For individual accountability: Does this person make decisions commensurate with the title they carry? A Chief officer should own something meaningful end-to-end. They should be accountable for outcomes, not just activities. They should have genuine authority, not just responsibility. If the “Chief” is actually executing someone else’s strategy rather than setting direction, the title is decorative rather than structural.

For organizational honesty: Are titles being used to solve structural problems or avoid them? Promoting someone to Chief because you can’t figure out how to retain them otherwise is using titles as compensation substitutes. Creating a Chief Whatever Officer because you’re embarrassed not to have one when competitors do is using titles as positioning proxies. Neither is inherently wrong, but both should be acknowledged for what they are.

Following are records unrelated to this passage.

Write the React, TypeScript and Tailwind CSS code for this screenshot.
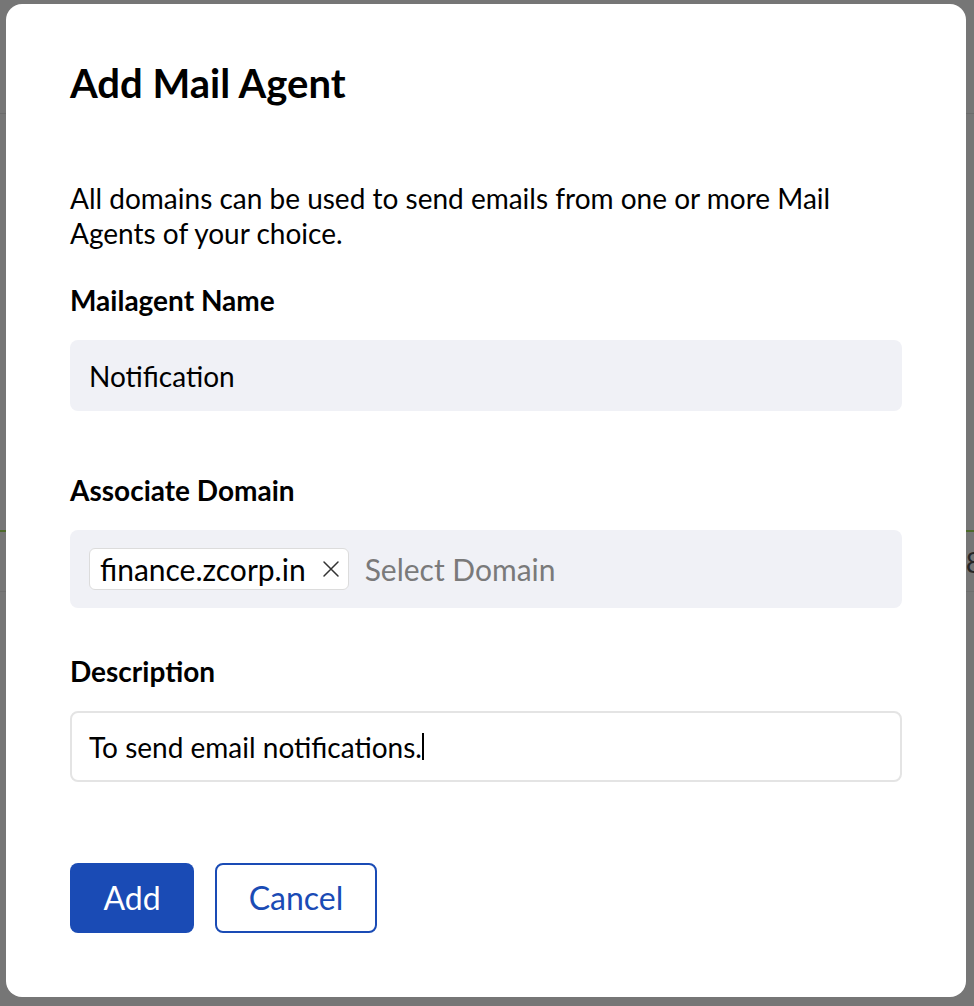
import React from "react";

export default function App() {
  const font = { fontFamily: "Lato, 'Noto Sans', sans-serif" };
  return (
    <div className="relative w-full h-[1006px] overflow-hidden bg-[#767676]" style={font}>
      {/* underlying page, dimmed */}
      <div className="flex flex-col">
        <div className="h-[114px] border-b border-[#6b6b6b]" />
        <div className="h-[416px]" />
        <div className="h-[2px] bg-[#4e6a2c]" />
        <div className="h-[60px] border-b border-[#6e6e6e] flex justify-end items-center">
          <span className="text-[28px] leading-[30px] text-[#262626] mr-[-8px]">8</span>
        </div>
      </div>

      {/* modal */}
      <div className="absolute left-[6px] top-[4px] w-[960px] h-[993px] rounded-[16px] bg-white pl-[64px] pr-[64px] pt-[59px] flex flex-col text-black">
        <h1 className="text-[40px] leading-[40px] font-bold">Add Mail Agent</h1>

        <p className="mt-[78px] text-[28px] leading-[35px] w-[800px]">
          All domains can be used to send emails from one or more Mail Agents of your choice.
        </p>

        <label className="mt-[34px] text-[28px] leading-[30px] font-bold">Mailagent Name</label>
        <div className="mt-[25px] h-[71px] w-[832px] rounded-[8px] bg-[#f0f1f6] flex items-center pl-[19px] text-[28px]">
          Notification
        </div>

        <label className="mt-[64px] text-[28px] leading-[30px] font-bold">Associate Domain</label>
        <div className="mt-[25px] h-[78px] w-[832px] rounded-[8px] bg-[#f0f1f6] flex items-center pl-[19px] gap-[16px] text-[30px]">
          <div className="h-[42px] flex items-center bg-white border border-[#dcdcdc] rounded-[6px] pl-[10px] pr-[8px] gap-[16px]">
            <span>finance.zcorp.in</span>
            <svg width="18" height="18" viewBox="0 0 18 18" fill="none">
              <path d="M2 2 L16 16 M16 2 L2 16" stroke="#333" strokeWidth="1.5" strokeLinecap="round" />
            </svg>
          </div>
          <span className="text-[#7a7a7a]">Select Domain</span>
        </div>

        <label className="mt-[48px] text-[28px] leading-[30px] font-bold">Description</label>
        <div className="mt-[25px] h-[71px] w-[832px] rounded-[8px] bg-white border-2 border-[#e4e4e4] flex items-center pl-[17px] text-[28px]">
          <span>To send email notifications.</span>
          <span className="inline-block w-[2px] h-[27px] bg-black" />
        </div>

        <div className="mt-[81px] flex gap-[21px]">
          <button className="h-[70px] w-[124px] rounded-[8px] bg-[#1a4bb5] text-white text-[32px]">Add</button>
          <button className="h-[70px] w-[162px] rounded-[8px] border-2 border-[#1a4bb5] text-[#1a4bb5] text-[32px] bg-white">Cancel</button>
        </div>
      </div>
    </div>
  );
}
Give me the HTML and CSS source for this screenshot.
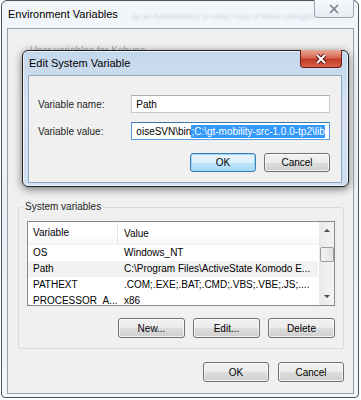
FILE: index.html
```html
<!DOCTYPE html>
<html lang="en">
<head>
<meta charset="UTF-8">
<title>Environment Variables</title>
<link rel="stylesheet" href="styles.css">
</head>
<body>

<div class="window">
  <div class="titlebar">
    <span class="title">Environment Variables</span>
    <span class="ghost">as an Administrator to make most of these changes</span>
    <span class="caption-btn">
      <svg width="12" height="10" viewBox="0 0 12 10"><path d="M2 1 L10 9 M10 1 L2 9" stroke="#fff" stroke-width="4"/><path d="M2 1 L10 9 M10 1 L2 9" stroke="#8a939e" stroke-width="2"/></svg>
    </span>
  </div>

  <div class="client">
    <div class="user-group">User variables for Kahuna</div>

    <fieldset class="group">
      <legend>System variables</legend>
      <div class="list">
        <div class="list-body">
          <div class="list-head">
            <span class="col-var">Variable</span>
            <span class="col-val">Value</span>
          </div>
          <div class="row"><span class="col-var">OS</span><span class="col-val">Windows_NT</span></div>
          <div class="row hot"><span class="col-var">Path</span><span class="col-val">C:\Program Files\ActiveState Komodo E...</span></div>
          <div class="row"><span class="col-var">PATHEXT</span><span class="col-val">.COM;.EXE;.BAT;.CMD;.VBS;.VBE;.JS;....</span></div>
          <div class="row"><span class="col-var">PROCESSOR_A...</span><span class="col-val">x86</span></div>
        </div>
        <div class="scrollbar">
          <span class="arrow up"></span>
          <span class="thumb"></span>
          <span class="track"></span>
          <span class="arrow down"></span>
        </div>
      </div>
      <div class="btn-row">
        <button>New...</button>
        <button>Edit...</button>
        <button>Delete</button>
      </div>
    </fieldset>

    <div class="btn-row footer">
      <button>OK</button>
      <button>Cancel</button>
    </div>
  </div>

  <!-- modal edit dialog lying over the main window -->
  <div class="dialog">
    <div class="titlebar dlg-titlebar">
      <span class="title">Edit System Variable</span>
      <span class="caption-btn red">
        <svg width="12" height="10" viewBox="0 0 12 10"><path d="M2 1 L10 9 M10 1 L2 9" stroke="#5a1a10" stroke-width="4"/><path d="M2 1 L10 9 M10 1 L2 9" stroke="#fff" stroke-width="2"/></svg>
      </span>
    </div>
    <div class="dlg-client">
      <div class="field">
        <label>Variable name:</label>
        <div class="input"><span>Path</span></div>
      </div>
      <div class="field">
        <label>Variable value:</label>
        <div class="input focus"><span>oiseSVN\bin</span><span class="sel">;C:\gt-mobility-src-1.0.0-tp2\lib</span></div>
      </div>
      <div class="btn-row dlg-buttons">
        <button class="default">OK</button>
        <button>Cancel</button>
      </div>
    </div>
  </div>
</div>

</body>
</html>
```

FILE: styles.css
```css
body {
  margin: 0;
  background-color: #fff;
  font-family: "Liberation Sans", Arial, sans-serif;
  font-size: 10px;
  color: #000;
}

.window {
  position: relative;
  box-sizing: border-box;
  width: 358px;
  height: 398px;
  margin-left: 1px;
  border: 1px solid #4d5359;
  border-radius: 6px 6px 4px 4px;
  background: linear-gradient(to bottom, #f2f6fa, #e9f0f7 60%, #f3f6f9);
  display: flex;
  flex-direction: column;
}

.titlebar {
  display: flex;
  align-items: flex-start;
  height: 27px;
  padding-left: 6px;
}

.title {
  padding-top: 7px;
  font-size: 11px;
  line-height: 13px;
  white-space: nowrap;
}

.ghost {
  flex: 1;
  padding-top: 10px;
  padding-left: 14px;
  font-size: 8px;
  line-height: 11px;
  color: #c8d4e1;
  filter: blur(1px);
  white-space: nowrap;
}

.caption-btn {
  box-sizing: border-box;
  width: 42px;
  height: 18px;
  margin-top: -1px;
  margin-right: 4px;
  border: 1px solid #9aa6b3;
  border-top: none;
  border-radius: 0 0 4px 4px;
  background: linear-gradient(to bottom, #f7f9fb, #e6ecf2);
  display: flex;
  align-items: center;
  justify-content: center;
}

.caption-btn.red {
  margin-right: 6px;
  border-color: #6a2114;
  background: linear-gradient(to bottom, #eaa797, #d86a54 45%, #c13a22 55%, #d6604a);
}

.client {
  box-sizing: border-box;
  width: 347px;
  height: 366px;
  margin-left: 5px;
  border: 1px solid #9b9fa5;
  background-color: #f0f0f0;
  display: flex;
  flex-direction: column;
}

.user-group {
  box-sizing: border-box;
  height: 172px;
  padding: 16px 0 0 22px;
  line-height: 12px;
  color: #a4aab0;
  filter: blur(0.7px);
}

.group {
  margin: 0 9px 0 10px;
  padding: 8px 8px 10px 8px;
  border: 1px solid #d5dadf;
  border-radius: 3px;
  min-width: 0;
}

.group legend {
  margin-left: -4px;
  padding: 0 2px;
  line-height: 12px;
  color: #1e1e1e;
}

.list {
  box-sizing: border-box;
  height: 85px;
  border: 1px solid #828790;
  background-color: #fff;
  display: flex;
  overflow: hidden;
}

.list-body {
  flex: 1;
  min-width: 0;
}

.list-head {
  display: flex;
  height: 22px;
  align-items: center;
  border-bottom: 1px solid #eef0f2;
  background: linear-gradient(to bottom, #fff, #fff 60%, #f6f7f9);
}

.list-head .col-var {
  border-right: 1px solid #e3e6ea;
  height: 22px;
  line-height: 22px;
}

.row {
  display: flex;
  height: 16px;
  line-height: 16px;
  margin-right: 1px;
}

.row.hot {
  background-color: #f2f2f2;
}

.col-var {
  box-sizing: border-box;
  width: 90px;
  padding-left: 5px;
  white-space: nowrap;
  overflow: hidden;
}

.col-val {
  flex: 1;
  padding-left: 6px;
  white-space: nowrap;
  overflow: hidden;
}

.scrollbar {
  width: 15px;
  display: flex;
  flex-direction: column;
  align-items: center;
  background: linear-gradient(to right, #e8e8e8, #f4f4f4);
}

.arrow {
  height: 17px;
  width: 15px;
  display: flex;
  align-items: center;
  justify-content: center;
}

.arrow::after {
  content: "";
  border-left: 3px solid transparent;
  border-right: 3px solid transparent;
}

.arrow.up::after {
  border-bottom: 3px solid #4a4a4a;
}

.arrow.down::after {
  border-top: 3px solid #4a4a4a;
}

.thumb {
  box-sizing: border-box;
  width: 14px;
  height: 15px;
  margin-top: 8px;
  border: 1px solid #9c9c9c;
  border-radius: 2px;
  background: linear-gradient(to right, #f3f3f3, #e2e2e2);
}

.track {
  flex: 1;
}

.btn-row {
  display: flex;
  justify-content: flex-end;
  gap: 8px;
  margin-top: 12px;
}

.footer {
  margin-top: 13px;
  margin-right: 9px;
  gap: 9px;
}

button {
  box-sizing: border-box;
  width: 67px;
  height: 20px;
  padding: 0;
  border: 1px solid #707070;
  border-radius: 3px;
  background: linear-gradient(to bottom, #f2f2f2, #ebebeb 50%, #dddddd 50%, #cfcfcf);
  box-shadow: inset 0 0 0 1px rgba(255, 255, 255, 0.7);
  font-family: "Liberation Sans", Arial, sans-serif;
  font-size: 10px;
  color: #000;
}

.footer button {
  width: 66px;
}

.dialog {
  position: absolute;
  left: 20px;
  top: 49px;
  box-sizing: border-box;
  width: 327px;
  height: 137px;
  border: 1px solid #1f2326;
  border-radius: 6px;
  background: linear-gradient(to bottom, #c4d7ec, #d4e2f1 40%, #cfdff0);
  box-shadow: 0 2px 8px rgba(0, 0, 0, 0.55), inset 0 0 0 1px rgba(255, 255, 255, 0.6);
  display: flex;
  flex-direction: column;
}

.dlg-titlebar {
  height: 24px;
}

.dlg-titlebar .title {
  padding-top: 6px;
}

.dlg-titlebar .caption-btn {
  margin-left: auto;
}

.dlg-client {
  box-sizing: border-box;
  width: 314px;
  height: 108px;
  margin-left: 5px;
  padding: 19px 11px 0 9px;
  border: 1px solid #8fa7bf;
  background-color: #f0f0f0;
}

.field {
  display: flex;
  align-items: center;
  margin-bottom: 9px;
}

.field label {
  width: 94px;
  color: #1e1e1e;
}

.input {
  box-sizing: border-box;
  width: 200px;
  height: 18px;
  padding: 0 4px;
  border: 1px solid #c6cbd1;
  border-top-color: #abadb3;
  background-color: #fff;
  display: flex;
  align-items: center;
  white-space: nowrap;
  overflow: hidden;
}

.input.focus {
  border-color: #569de5;
  border-top-color: #3d7bad;
}

.input span {
  flex-shrink: 0;
}

.sel {
  background-color: #3399ff;
  color: #fff;
  line-height: 13px;
}

.dlg-buttons {
  margin-top: 13px;
}

.dlg-buttons button {
  width: 66px;
  height: 19px;
}

button.default {
  border-color: #3c7fb1;
  box-shadow: inset 0 0 0 1px #9fd5f5;
  background: linear-gradient(to bottom, #eaf6fd, #d9f0fc 50%, #bee6fd 50%, #a7d9f5);
}
```
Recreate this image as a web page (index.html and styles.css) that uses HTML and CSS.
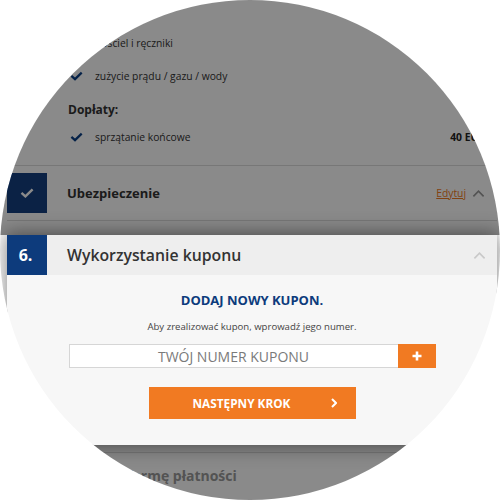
FILE: index.html
```html
<!DOCTYPE html>
<html lang="pl">
<head>
<meta charset="utf-8">
<title>Kupon</title>
<link rel="stylesheet" href="styles.css">
</head>
<body>
<div class="lens">
  <section class="shade shade-top">
    <ul class="features features-first">
      <li class="feature">
        <svg class="tick" viewBox="0 0 14 10"><path d="M1.5 4.8 L5.4 8.4 L12.6 1.4"/></svg>
        <span>pościel i ręczniki</span>
      </li>
      <li class="feature">
        <svg class="tick" viewBox="0 0 14 10"><path d="M1.5 4.8 L5.4 8.4 L12.6 1.4"/></svg>
        <span>zużycie prądu / gazu / wody</span>
      </li>
    </ul>
    <h4 class="extras-title">Dopłaty:</h4>
    <ul class="features">
      <li class="feature feature-short">
        <svg class="tick" viewBox="0 0 14 10"><path d="M1.5 4.8 L5.4 8.4 L12.6 1.4"/></svg>
        <span>sprzątanie końcowe</span>
        <b class="price">40 EUR</b>
      </li>
    </ul>
    <div class="step step-done">
      <div class="step-badge badge-dark">
        <svg class="badge-tick" viewBox="0 0 14 10"><path d="M1.5 4.8 L5.4 8.4 L12.6 1.4"/></svg>
      </div>
      <div class="step-title title-done">Ubezpieczenie</div>
      <a class="step-edit" href="#">Edytuj</a>
      <svg class="chev chev-dark" viewBox="0 0 14 9"><path d="M1.5 7.5 L7 2 L12.5 7.5"/></svg>
    </div>
  </section>

  <section class="panel">
    <div class="step step-active">
      <div class="step-badge badge-blue">6.</div>
      <div class="step-title title-active">Wykorzystanie kuponu</div>
      <svg class="chev chev-light" viewBox="0 0 14 9"><path d="M1.5 7.5 L7 2 L12.5 7.5"/></svg>
    </div>
    <div class="coupon">
      <h3 class="coupon-title">DODAJ NOWY KUPON.</h3>
      <p class="coupon-hint">Aby zrealizować kupon, wprowadź jego numer.</p>
      <div class="coupon-field">
        <input class="coupon-input" type="text" placeholder="TWÓJ NUMER KUPONU">
        <button class="coupon-add" type="button">
          <svg viewBox="0 0 10 10"><path d="M5 0.5 V9.5 M0.5 5 H9.5"/></svg>
        </button>
      </div>
      <button class="next-btn" type="button">
        <span>NASTĘPNY KROK</span>
        <svg class="next-chev" viewBox="0 0 6 10"><path d="M1 1 L5 5 L1 9"/></svg>
      </button>
    </div>
  </section>

  <section class="shade shade-bottom">
    <div class="step step-pending">
      <div class="step-badge badge-gray">7.</div>
      <div class="step-title title-pending">Wybierz formę płatności</div>
    </div>
  </section>
</div>
</body>
</html>
```

FILE: styles.css
```css
* { box-sizing: border-box; }

html, body {
  margin: 0;
  padding: 0;
  background: #fff;
}

body {
  font-family: "Open Sans", "Liberation Sans", sans-serif;
  color: #333;
  width: 500px;
  height: 500px;
  overflow: hidden;
}

.lens {
  width: 500px;
  height: 500px;
  border-radius: 50%;
  overflow: hidden;
  background: #fff;
  position: relative;
  display: flex;
  flex-direction: column;
}

.shade {
  position: relative;
  background: #fff;
  padding: 0 3px 0 7px;
}

.shade::after {
  content: "";
  position: absolute;
  inset: 0;
  background: rgba(0, 0, 0, 0.46);
  z-index: 1;
}

.shade-top {
  height: 235px;
  flex: none;
}

.shade-bottom {
  flex: 1;
  padding-top: 7px;
}

/* feature list */
.features {
  list-style: none;
  margin: 0;
  padding: 0 0 0 63px;
}

.features-first {
  padding-top: 26px;
}

.feature {
  height: 33px;
  display: flex;
  align-items: center;
  font-size: 10.3px;
  color: #333;
}

.feature-short {
  height: 30px;
  padding-right: 12px;
}

.tick {
  width: 13px;
  height: 10px;
  margin-right: 12px;
  flex: none;
}

.tick path {
  fill: none;
  stroke: #0b3f86;
  stroke-width: 2.4;
}

.price {
  margin-left: auto;
  font-weight: 700;
  font-size: 10.3px;
  color: #222;
}

.extras-title {
  margin: 6px 0 0 61px;
  height: 24px;
  line-height: 24px;
  font-size: 12px;
  font-weight: 700;
  color: #333;
}

/* step rows */
.step {
  display: flex;
  align-items: center;
}

.step-badge {
  width: 40px;
  height: 40px;
  flex: none;
  display: flex;
  align-items: center;
  justify-content: center;
  color: #fff;
  font-weight: 700;
  font-size: 16px;
}

.badge-dark { background: #153f80; }
.badge-blue { background: #0d3b7c; padding-right: 3px; }
.badge-gray { background: #c5c5c5; }

.badge-tick {
  width: 14px;
  height: 10px;
}

.badge-tick path {
  fill: none;
  stroke: #fff;
  stroke-width: 2.4;
}

.step-title {
  margin-left: 20px;
  font-weight: 700;
  color: #333;
}

.step-done {
  margin-top: 13px;
  border-top: 1px solid #dcdcdc;
  border-bottom: 1px solid #dcdcdc;
  padding: 7px 12px 7px 0;
}

.title-done {
  font-size: 13px;
}

.step-edit {
  margin-left: auto;
  font-size: 10.3px;
  color: #f07b23;
  text-decoration: underline;
}

.chev {
  width: 13px;
  height: 9px;
  margin-left: 6px;
  flex: none;
}

.chev path {
  fill: none;
  stroke-width: 1.8;
}

.chev-dark path { stroke: #999; }
.chev-light path { stroke: #c9c9c9; }

/* highlighted panel */
.panel {
  position: relative;
  z-index: 2;
  margin: 0 3px 0 7px;
  height: 210px;
  flex: none;
  background: #f7f7f7;
  box-shadow: 0 0 18px 2px rgba(0, 0, 0, 0.45);
}

.step-active {
  background: #eeeeee;
  padding-right: 11px;
}

.title-active {
  font-size: 15.8px;
  font-weight: 600;
  flex: 1;
}

.coupon {
  padding-top: 16px;
  display: flex;
  flex-direction: column;
  align-items: center;
}

.coupon-title {
  margin: 0;
  font-size: 13px;
  line-height: 18px;
  font-weight: 700;
  color: #0d3b7c;
}

.coupon-hint {
  margin: 11px 0 0;
  font-size: 9.6px;
  line-height: 14px;
  color: #444;
}

.coupon-field {
  margin-top: 10px;
  display: flex;
  width: 367px;
  height: 24px;
}

.coupon-input {
  flex: 1;
  min-width: 0;
  height: 24px;
  border: 1px solid #d6d6d6;
  border-right: none;
  background: #fff;
  padding: 0;
  font-family: "Open Sans", "Liberation Sans", sans-serif;
  font-size: 14px;
  text-align: center;
  outline: none;
}

.coupon-input::placeholder {
  color: #7a7a7a;
  opacity: 1;
}

.coupon-add {
  width: 38px;
  height: 24px;
  border: none;
  padding: 0;
  background: #f17a22;
  display: flex;
  align-items: center;
  justify-content: center;
}

.coupon-add svg {
  width: 10px;
  height: 10px;
}

.coupon-add path {
  stroke: #fff;
  stroke-width: 2.6;
  fill: none;
}

.next-btn {
  margin-top: 19px;
  width: 207px;
  height: 32px;
  border: none;
  background: #f17a22;
  display: flex;
  align-items: center;
  padding: 0 19px 0 44px;
  font-family: "Open Sans", "Liberation Sans", sans-serif;
  font-weight: 700;
  font-size: 11.8px;
  color: #fff;
}

.next-chev {
  margin-left: auto;
  width: 6px;
  height: 10px;
}

.next-chev path {
  fill: none;
  stroke: #fff;
  stroke-width: 2;
}

.step-pending {
  border-top: 1px solid #dcdcdc;
  padding-top: 2px;
}

.title-pending {
  font-size: 14px;
  color: #999;
}
```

The Uncomfortable Conclusion

Title inflation isn’t going to reverse. The external pressures that drive it, market expectations, customer perception management, international business dynamics, individual career optimization, are structural, not cultural. No organization is going to unilaterally deflate their titles and put themselves at a perceived disadvantage.

But organizations can choose to be honest about what titles represent. They can maintain internal clarity even when external positioning requires flexibility. They can treat the proliferation of Chiefs as a signal that deserves attention rather than a norm to be accepted.

And individuals can choose to focus on substance over symbols. The question isn’t whether you have a Chief title, it’s whether your decisions, your accountability, and your impact warrant one.

In Leadership Wash, I concluded that “leadership isn’t a title you receive. It isn’t a personal brand you cultivate. It’s a transformation you facilitate.” The same applies here. Executive authority isn’t a title you negotiate. It isn’t a business card you design. It’s a scope you actually own and outcomes you actually drive.

When everyone is a Chief, being a Chief means nothing. When your decisions and accountability justify the title, it means everything, regardless of what your business card says.